SOURCE EXCERPT:
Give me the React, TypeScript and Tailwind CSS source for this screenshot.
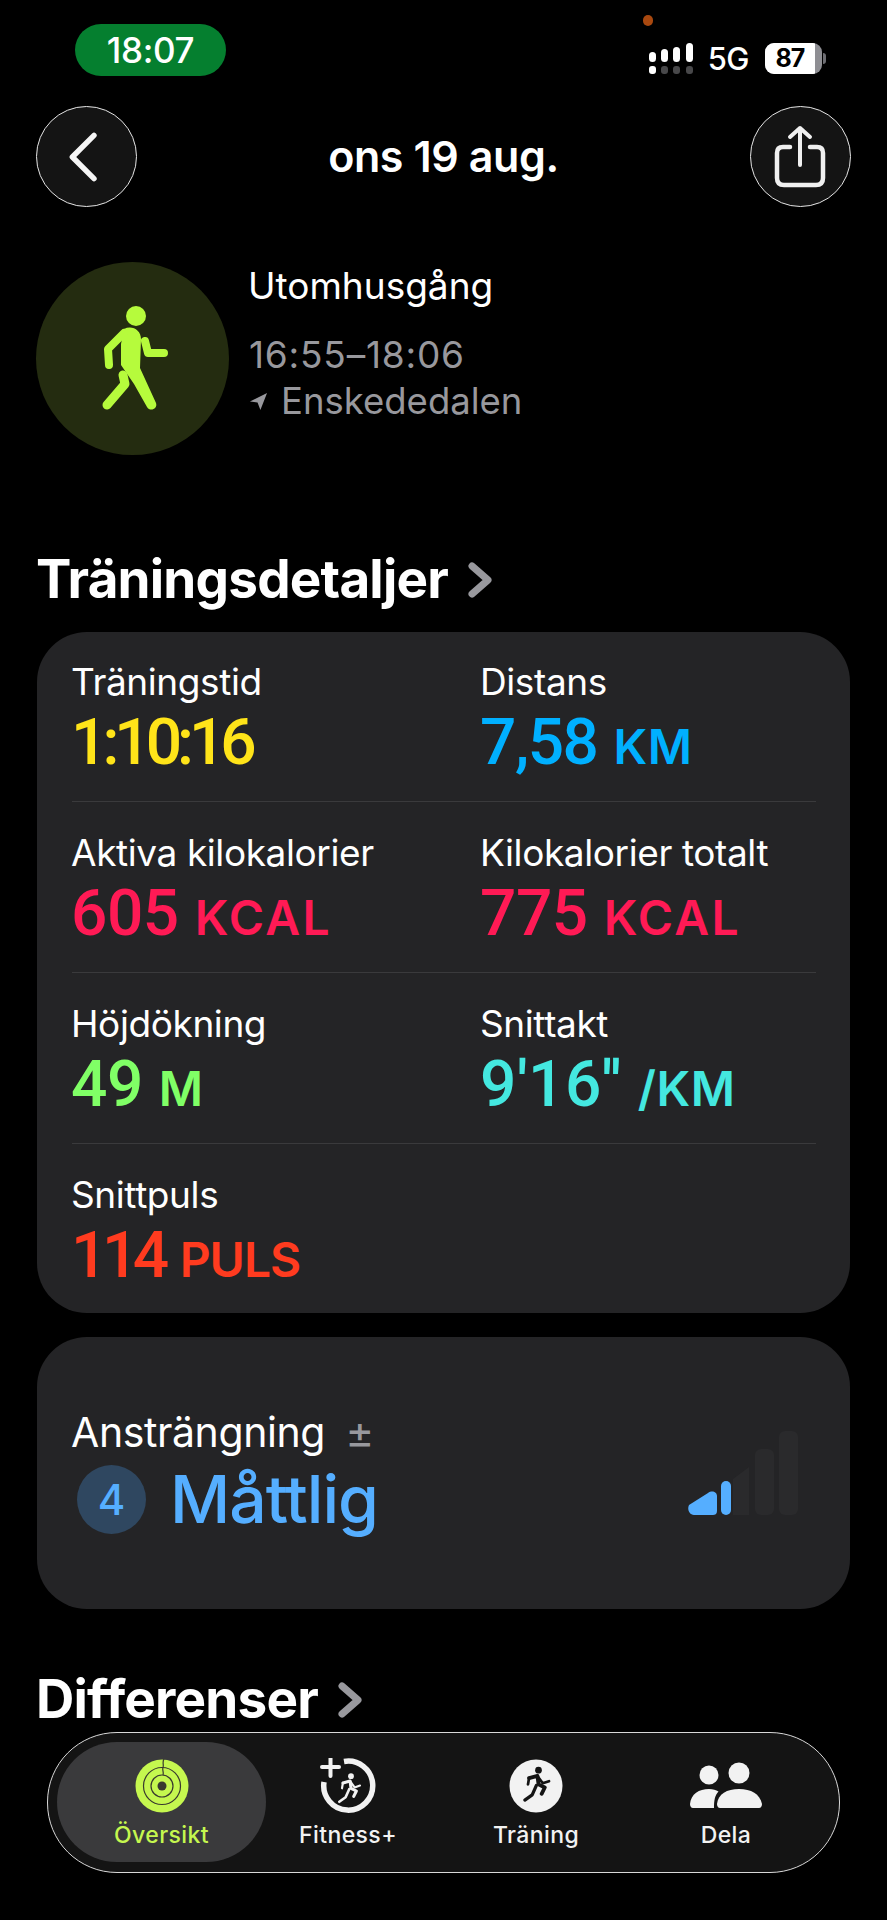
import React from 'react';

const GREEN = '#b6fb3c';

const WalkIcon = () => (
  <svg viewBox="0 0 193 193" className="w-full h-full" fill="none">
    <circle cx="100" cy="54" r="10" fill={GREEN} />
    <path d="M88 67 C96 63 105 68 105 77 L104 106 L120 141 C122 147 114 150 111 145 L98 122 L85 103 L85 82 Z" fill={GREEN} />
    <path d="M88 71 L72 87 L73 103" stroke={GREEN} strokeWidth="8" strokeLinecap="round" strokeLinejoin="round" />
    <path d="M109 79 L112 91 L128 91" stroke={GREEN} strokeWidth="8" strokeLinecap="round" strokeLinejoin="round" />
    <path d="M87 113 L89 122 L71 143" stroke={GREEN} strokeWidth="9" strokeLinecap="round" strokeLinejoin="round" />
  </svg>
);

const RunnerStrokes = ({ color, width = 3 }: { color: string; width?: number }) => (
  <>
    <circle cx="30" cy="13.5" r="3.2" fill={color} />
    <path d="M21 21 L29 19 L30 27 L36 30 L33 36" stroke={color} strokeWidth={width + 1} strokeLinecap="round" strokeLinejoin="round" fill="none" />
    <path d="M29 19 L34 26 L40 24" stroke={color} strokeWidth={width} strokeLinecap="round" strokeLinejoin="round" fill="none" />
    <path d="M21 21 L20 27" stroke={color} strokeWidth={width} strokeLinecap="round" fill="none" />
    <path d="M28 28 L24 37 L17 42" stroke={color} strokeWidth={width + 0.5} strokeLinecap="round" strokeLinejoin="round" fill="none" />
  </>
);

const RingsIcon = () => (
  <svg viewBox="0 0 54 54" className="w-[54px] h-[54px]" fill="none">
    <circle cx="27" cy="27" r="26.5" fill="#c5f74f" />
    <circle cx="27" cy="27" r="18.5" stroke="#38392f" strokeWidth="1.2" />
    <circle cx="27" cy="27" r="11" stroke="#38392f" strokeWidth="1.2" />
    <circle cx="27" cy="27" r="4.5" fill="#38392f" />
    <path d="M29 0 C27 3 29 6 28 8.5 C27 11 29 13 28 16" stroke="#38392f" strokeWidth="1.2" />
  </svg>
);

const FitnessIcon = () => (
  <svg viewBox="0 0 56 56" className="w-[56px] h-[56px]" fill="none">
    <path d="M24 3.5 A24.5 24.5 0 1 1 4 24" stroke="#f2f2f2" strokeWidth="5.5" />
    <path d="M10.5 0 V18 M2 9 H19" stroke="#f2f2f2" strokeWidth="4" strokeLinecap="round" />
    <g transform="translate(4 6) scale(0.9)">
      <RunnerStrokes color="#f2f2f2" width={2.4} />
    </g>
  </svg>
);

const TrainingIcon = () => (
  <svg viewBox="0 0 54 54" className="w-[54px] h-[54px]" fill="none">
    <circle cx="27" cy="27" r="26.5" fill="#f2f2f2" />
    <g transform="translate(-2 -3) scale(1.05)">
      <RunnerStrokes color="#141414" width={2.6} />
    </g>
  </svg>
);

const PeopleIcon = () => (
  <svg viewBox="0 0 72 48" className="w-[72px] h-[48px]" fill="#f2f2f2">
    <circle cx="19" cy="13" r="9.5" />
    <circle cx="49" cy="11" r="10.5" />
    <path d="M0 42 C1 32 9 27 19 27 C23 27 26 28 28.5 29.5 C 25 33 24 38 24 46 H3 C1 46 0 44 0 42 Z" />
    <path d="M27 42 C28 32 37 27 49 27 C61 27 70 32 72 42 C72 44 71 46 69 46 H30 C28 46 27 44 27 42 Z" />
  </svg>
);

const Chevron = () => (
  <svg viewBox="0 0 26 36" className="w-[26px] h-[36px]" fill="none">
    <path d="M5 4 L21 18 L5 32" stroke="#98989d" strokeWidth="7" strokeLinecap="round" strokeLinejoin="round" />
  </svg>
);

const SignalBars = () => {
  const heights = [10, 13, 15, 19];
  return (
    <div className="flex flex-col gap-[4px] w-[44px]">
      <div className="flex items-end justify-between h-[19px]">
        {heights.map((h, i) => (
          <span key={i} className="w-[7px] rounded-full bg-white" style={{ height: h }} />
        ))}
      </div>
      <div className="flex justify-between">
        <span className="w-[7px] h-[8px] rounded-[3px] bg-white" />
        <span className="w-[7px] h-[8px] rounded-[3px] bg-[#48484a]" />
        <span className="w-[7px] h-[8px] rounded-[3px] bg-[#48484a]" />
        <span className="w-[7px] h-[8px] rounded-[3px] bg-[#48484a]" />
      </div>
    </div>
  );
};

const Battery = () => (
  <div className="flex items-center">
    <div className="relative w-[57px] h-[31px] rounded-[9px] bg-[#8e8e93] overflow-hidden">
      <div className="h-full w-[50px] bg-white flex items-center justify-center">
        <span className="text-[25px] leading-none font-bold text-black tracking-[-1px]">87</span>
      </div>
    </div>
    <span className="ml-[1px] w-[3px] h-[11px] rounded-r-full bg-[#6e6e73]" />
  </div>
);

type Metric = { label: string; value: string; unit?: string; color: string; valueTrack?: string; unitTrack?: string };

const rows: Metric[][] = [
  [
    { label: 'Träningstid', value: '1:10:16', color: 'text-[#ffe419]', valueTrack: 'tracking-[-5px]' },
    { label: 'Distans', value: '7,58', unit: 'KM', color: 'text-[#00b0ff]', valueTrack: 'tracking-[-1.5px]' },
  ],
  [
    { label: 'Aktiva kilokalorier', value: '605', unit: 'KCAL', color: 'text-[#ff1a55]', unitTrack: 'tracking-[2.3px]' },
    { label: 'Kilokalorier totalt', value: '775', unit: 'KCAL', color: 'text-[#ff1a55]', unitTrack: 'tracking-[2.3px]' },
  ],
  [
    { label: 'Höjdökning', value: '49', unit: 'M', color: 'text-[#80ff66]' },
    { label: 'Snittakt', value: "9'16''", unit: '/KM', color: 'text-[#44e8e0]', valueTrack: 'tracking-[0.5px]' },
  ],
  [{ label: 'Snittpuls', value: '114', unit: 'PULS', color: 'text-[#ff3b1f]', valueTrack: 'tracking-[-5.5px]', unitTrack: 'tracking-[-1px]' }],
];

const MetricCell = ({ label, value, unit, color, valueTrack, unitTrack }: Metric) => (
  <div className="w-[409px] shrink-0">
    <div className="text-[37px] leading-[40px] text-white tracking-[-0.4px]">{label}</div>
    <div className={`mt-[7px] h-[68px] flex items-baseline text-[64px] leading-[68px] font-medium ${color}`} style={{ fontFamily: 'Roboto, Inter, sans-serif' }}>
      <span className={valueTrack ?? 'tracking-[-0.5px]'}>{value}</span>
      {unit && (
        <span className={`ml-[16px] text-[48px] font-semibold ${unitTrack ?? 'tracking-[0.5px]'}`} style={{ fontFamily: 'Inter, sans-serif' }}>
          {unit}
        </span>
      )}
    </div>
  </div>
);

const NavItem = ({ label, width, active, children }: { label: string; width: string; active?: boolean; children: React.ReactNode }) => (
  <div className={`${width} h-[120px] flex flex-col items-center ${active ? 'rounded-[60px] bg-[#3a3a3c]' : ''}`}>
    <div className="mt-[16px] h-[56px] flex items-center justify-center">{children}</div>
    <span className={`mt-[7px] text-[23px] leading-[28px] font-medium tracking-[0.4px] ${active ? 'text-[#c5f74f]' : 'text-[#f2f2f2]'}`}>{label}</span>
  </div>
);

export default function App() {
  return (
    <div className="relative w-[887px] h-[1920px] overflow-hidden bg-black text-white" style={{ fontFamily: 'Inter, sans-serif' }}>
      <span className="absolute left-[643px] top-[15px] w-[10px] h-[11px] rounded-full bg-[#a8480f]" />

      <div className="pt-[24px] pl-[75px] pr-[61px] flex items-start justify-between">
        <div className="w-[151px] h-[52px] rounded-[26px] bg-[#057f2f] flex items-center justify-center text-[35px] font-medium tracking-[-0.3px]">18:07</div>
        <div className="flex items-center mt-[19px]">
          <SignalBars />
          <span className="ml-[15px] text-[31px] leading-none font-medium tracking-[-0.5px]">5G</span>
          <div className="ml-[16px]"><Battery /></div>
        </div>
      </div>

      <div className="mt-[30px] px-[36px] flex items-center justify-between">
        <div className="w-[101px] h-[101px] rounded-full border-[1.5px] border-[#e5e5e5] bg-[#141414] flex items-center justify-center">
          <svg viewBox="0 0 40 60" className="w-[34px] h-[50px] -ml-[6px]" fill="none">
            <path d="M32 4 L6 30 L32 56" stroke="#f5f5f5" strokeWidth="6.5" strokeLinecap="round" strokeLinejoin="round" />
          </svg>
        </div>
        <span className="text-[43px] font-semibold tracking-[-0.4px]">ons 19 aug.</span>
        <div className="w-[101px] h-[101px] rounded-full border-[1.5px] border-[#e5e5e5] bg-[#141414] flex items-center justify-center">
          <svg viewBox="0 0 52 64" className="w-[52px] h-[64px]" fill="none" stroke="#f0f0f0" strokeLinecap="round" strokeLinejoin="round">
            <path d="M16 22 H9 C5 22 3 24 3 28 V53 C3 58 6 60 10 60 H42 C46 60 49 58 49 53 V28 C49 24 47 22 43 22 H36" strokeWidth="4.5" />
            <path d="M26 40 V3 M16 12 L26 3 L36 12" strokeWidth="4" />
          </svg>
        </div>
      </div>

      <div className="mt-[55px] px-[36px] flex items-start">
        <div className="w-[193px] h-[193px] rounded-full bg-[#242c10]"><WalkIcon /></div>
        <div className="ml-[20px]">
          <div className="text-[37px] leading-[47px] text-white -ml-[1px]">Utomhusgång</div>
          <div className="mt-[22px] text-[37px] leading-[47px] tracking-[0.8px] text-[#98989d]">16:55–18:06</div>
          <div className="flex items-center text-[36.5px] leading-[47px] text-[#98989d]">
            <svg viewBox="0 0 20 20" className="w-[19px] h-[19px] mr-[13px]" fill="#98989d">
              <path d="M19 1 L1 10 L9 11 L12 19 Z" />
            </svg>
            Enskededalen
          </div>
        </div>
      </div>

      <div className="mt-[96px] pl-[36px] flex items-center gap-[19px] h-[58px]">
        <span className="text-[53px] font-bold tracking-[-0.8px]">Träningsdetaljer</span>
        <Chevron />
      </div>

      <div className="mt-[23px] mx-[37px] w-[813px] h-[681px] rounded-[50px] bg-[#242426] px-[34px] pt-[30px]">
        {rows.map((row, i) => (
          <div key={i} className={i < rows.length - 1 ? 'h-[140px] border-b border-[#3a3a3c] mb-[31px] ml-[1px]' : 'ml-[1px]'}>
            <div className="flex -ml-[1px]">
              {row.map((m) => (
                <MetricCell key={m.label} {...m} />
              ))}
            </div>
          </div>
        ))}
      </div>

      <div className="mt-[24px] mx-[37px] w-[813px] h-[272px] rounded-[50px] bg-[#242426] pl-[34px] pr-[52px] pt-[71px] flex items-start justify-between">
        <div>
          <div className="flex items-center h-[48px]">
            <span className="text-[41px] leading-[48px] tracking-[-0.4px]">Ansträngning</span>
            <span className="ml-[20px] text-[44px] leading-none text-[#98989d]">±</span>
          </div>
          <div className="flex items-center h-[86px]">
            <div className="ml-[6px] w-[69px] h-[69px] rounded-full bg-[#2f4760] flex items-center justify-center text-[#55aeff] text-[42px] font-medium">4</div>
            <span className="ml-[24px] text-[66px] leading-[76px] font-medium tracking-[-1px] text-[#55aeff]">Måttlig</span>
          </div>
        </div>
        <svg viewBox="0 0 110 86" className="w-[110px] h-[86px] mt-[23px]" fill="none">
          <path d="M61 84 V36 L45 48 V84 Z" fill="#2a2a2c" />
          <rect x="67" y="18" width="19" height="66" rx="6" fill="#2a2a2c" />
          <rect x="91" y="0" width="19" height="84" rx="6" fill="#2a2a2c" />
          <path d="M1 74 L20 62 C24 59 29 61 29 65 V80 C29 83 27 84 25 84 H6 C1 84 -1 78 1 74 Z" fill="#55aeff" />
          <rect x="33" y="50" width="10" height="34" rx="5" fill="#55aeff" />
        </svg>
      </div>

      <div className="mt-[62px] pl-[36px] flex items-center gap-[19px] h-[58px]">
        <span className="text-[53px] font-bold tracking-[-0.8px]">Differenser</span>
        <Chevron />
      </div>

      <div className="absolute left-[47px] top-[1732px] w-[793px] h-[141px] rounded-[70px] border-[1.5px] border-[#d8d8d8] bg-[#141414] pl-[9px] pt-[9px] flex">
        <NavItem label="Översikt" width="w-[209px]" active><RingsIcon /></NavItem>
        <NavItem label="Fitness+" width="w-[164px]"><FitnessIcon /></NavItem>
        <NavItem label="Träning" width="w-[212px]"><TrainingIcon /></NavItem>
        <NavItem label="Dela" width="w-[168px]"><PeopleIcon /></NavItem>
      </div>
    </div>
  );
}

SET EXERCISE: Copy each line that holds the word "React".

FINAL RESULT:
Give me the React, TypeScript and Tailwind CSS source for this screenshot.
import React from 'react';
const NavItem = ({ label, width, active, children }: { label: string; width: string; active?: boolean; children: React.ReactNode }) => (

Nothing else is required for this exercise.